● WORK REQUIRED
Copy the data precisely, character for character, and leave out every picture.

# # #

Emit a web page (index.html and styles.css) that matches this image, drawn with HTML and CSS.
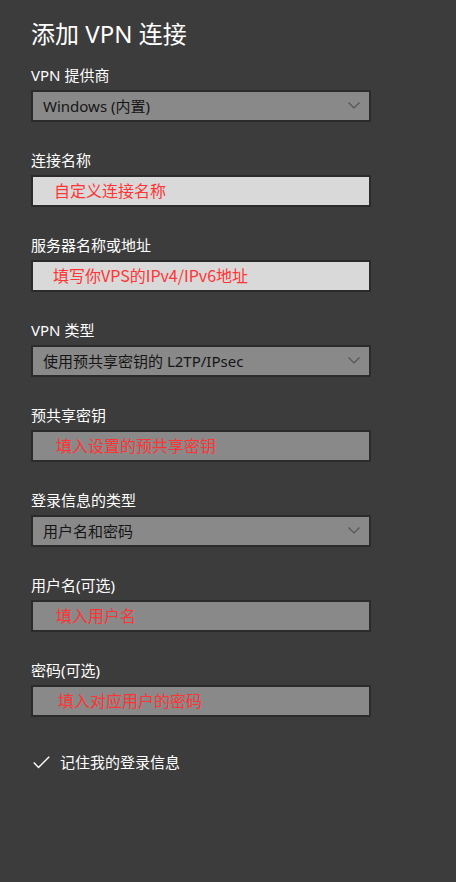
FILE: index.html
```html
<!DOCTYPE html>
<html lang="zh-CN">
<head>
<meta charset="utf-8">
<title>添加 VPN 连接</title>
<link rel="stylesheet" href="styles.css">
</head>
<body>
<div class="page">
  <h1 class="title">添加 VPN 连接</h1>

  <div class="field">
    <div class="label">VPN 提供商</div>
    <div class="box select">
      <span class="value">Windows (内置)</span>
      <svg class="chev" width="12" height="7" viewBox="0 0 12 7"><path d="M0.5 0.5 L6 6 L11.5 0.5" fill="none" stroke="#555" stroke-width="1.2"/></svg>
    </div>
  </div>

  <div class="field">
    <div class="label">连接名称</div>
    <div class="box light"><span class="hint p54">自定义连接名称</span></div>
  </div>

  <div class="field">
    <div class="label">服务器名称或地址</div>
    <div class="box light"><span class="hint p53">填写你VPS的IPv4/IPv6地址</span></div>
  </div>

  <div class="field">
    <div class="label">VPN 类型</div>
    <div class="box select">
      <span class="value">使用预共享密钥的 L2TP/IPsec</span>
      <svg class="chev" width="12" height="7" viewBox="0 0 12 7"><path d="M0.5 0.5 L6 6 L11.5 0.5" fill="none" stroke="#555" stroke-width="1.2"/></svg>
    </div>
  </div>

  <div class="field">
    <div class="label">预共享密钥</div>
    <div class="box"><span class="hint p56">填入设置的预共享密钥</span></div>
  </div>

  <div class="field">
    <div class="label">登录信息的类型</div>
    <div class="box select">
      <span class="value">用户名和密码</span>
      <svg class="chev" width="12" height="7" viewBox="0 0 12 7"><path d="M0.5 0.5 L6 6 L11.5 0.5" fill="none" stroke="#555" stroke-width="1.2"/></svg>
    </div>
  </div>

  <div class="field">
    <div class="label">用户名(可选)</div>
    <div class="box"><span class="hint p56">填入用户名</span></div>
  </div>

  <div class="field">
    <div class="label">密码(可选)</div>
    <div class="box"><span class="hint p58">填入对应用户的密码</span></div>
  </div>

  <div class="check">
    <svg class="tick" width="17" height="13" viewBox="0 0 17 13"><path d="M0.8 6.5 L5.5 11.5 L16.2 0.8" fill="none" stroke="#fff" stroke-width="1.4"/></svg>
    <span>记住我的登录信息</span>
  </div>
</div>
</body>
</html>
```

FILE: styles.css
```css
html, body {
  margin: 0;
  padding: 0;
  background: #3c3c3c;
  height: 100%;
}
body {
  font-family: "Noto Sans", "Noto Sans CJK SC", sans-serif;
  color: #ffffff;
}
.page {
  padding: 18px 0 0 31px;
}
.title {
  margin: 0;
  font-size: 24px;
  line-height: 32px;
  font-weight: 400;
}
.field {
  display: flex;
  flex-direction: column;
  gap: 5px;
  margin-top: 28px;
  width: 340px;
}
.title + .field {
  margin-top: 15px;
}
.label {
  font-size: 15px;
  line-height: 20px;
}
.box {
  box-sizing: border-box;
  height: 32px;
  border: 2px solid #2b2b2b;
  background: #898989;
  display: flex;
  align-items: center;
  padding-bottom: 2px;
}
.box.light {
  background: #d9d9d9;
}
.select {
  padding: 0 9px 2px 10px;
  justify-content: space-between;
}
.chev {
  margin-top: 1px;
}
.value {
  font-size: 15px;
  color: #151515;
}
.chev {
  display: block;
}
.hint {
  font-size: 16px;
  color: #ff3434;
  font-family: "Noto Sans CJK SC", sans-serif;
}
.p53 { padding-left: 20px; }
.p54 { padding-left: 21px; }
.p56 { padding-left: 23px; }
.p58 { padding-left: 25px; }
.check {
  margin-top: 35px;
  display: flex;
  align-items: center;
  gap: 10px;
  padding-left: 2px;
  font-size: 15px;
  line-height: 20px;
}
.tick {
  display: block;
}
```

# # #

● OUTPUT OF THE EXERCISE
Emit a web page (index.html and styles.css) that matches this image, drawn with HTML and CSS.
FILE: index.html
```html
<!DOCTYPE html>
<html lang="zh-CN">
<head>
<meta charset="utf-8">
<title>添加 VPN 连接</title>
<link rel="stylesheet" href="styles.css">
</head>
<body>
<div class="page">
  <h1 class="title">添加 VPN 连接</h1>

  <div class="field">
    <div class="label">VPN 提供商</div>
    <div class="box select">
      <span class="value">Windows (内置)</span>
      <svg class="chev" width="12" height="7" viewBox="0 0 12 7"><path d="M0.5 0.5 L6 6 L11.5 0.5" fill="none" stroke="#555" stroke-width="1.2"/></svg>
    </div>
  </div>

  <div class="field">
    <div class="label">连接名称</div>
    <div class="box light"><span class="hint p54">自定义连接名称</span></div>
  </div>

  <div class="field">
    <div class="label">服务器名称或地址</div>
    <div class="box light"><span class="hint p53">填写你VPS的IPv4/IPv6地址</span></div>
  </div>

  <div class="field">
    <div class="label">VPN 类型</div>
    <div class="box select">
      <span class="value">使用预共享密钥的 L2TP/IPsec</span>
      <svg class="chev" width="12" height="7" viewBox="0 0 12 7"><path d="M0.5 0.5 L6 6 L11.5 0.5" fill="none" stroke="#555" stroke-width="1.2"/></svg>
    </div>
  </div>

  <div class="field">
    <div class="label">预共享密钥</div>
    <div class="box"><span class="hint p56">填入设置的预共享密钥</span></div>
  </div>

  <div class="field">
    <div class="label">登录信息的类型</div>
    <div class="box select">
      <span class="value">用户名和密码</span>
      <svg class="chev" width="12" height="7" viewBox="0 0 12 7"><path d="M0.5 0.5 L6 6 L11.5 0.5" fill="none" stroke="#555" stroke-width="1.2"/></svg>
    </div>
  </div>

  <div class="field">
    <div class="label">用户名(可选)</div>
    <div class="box"><span class="hint p56">填入用户名</span></div>
  </div>

  <div class="field">
    <div class="label">密码(可选)</div>
    <div class="box"><span class="hint p58">填入对应用户的密码</span></div>
  </div>

  <div class="check">
    <svg class="tick" width="17" height="13" viewBox="0 0 17 13"><path d="M0.8 6.5 L5.5 11.5 L16.2 0.8" fill="none" stroke="#fff" stroke-width="1.4"/></svg>
    <span>记住我的登录信息</span>
  </div>
</div>
</body>
</html>
```

FILE: styles.css
```css
html, body {
  margin: 0;
  padding: 0;
  background: #3c3c3c;
  height: 100%;
}
body {
  font-family: "Noto Sans", "Noto Sans CJK SC", sans-serif;
  color: #ffffff;
}
.page {
  padding: 18px 0 0 31px;
}
.title {
  margin: 0;
  font-size: 24px;
  line-height: 32px;
  font-weight: 400;
}
.field {
  display: flex;
  flex-direction: column;
  gap: 5px;
  margin-top: 28px;
  width: 340px;
}
.title + .field {
  margin-top: 15px;
}
.label {
  font-size: 15px;
  line-height: 20px;
}
.box {
  box-sizing: border-box;
  height: 32px;
  border: 2px solid #2b2b2b;
  background: #898989;
  display: flex;
  align-items: center;
  padding-bottom: 2px;
}
.box.light {
  background: #d9d9d9;
}
.select {
  padding: 0 9px 2px 10px;
  justify-content: space-between;
}
.chev {
  margin-top: 1px;
}
.value {
  font-size: 15px;
  color: #151515;
}
.chev {
  display: block;
}
.hint {
  font-size: 16px;
  color: #ff3434;
  font-family: "Noto Sans CJK SC", sans-serif;
}
.p53 { padding-left: 20px; }
.p54 { padding-left: 21px; }
.p56 { padding-left: 23px; }
.p58 { padding-left: 25px; }
.check {
  margin-top: 35px;
  display: flex;
  align-items: center;
  gap: 10px;
  padding-left: 2px;
  font-size: 15px;
  line-height: 20px;
}
.tick {
  display: block;
}
```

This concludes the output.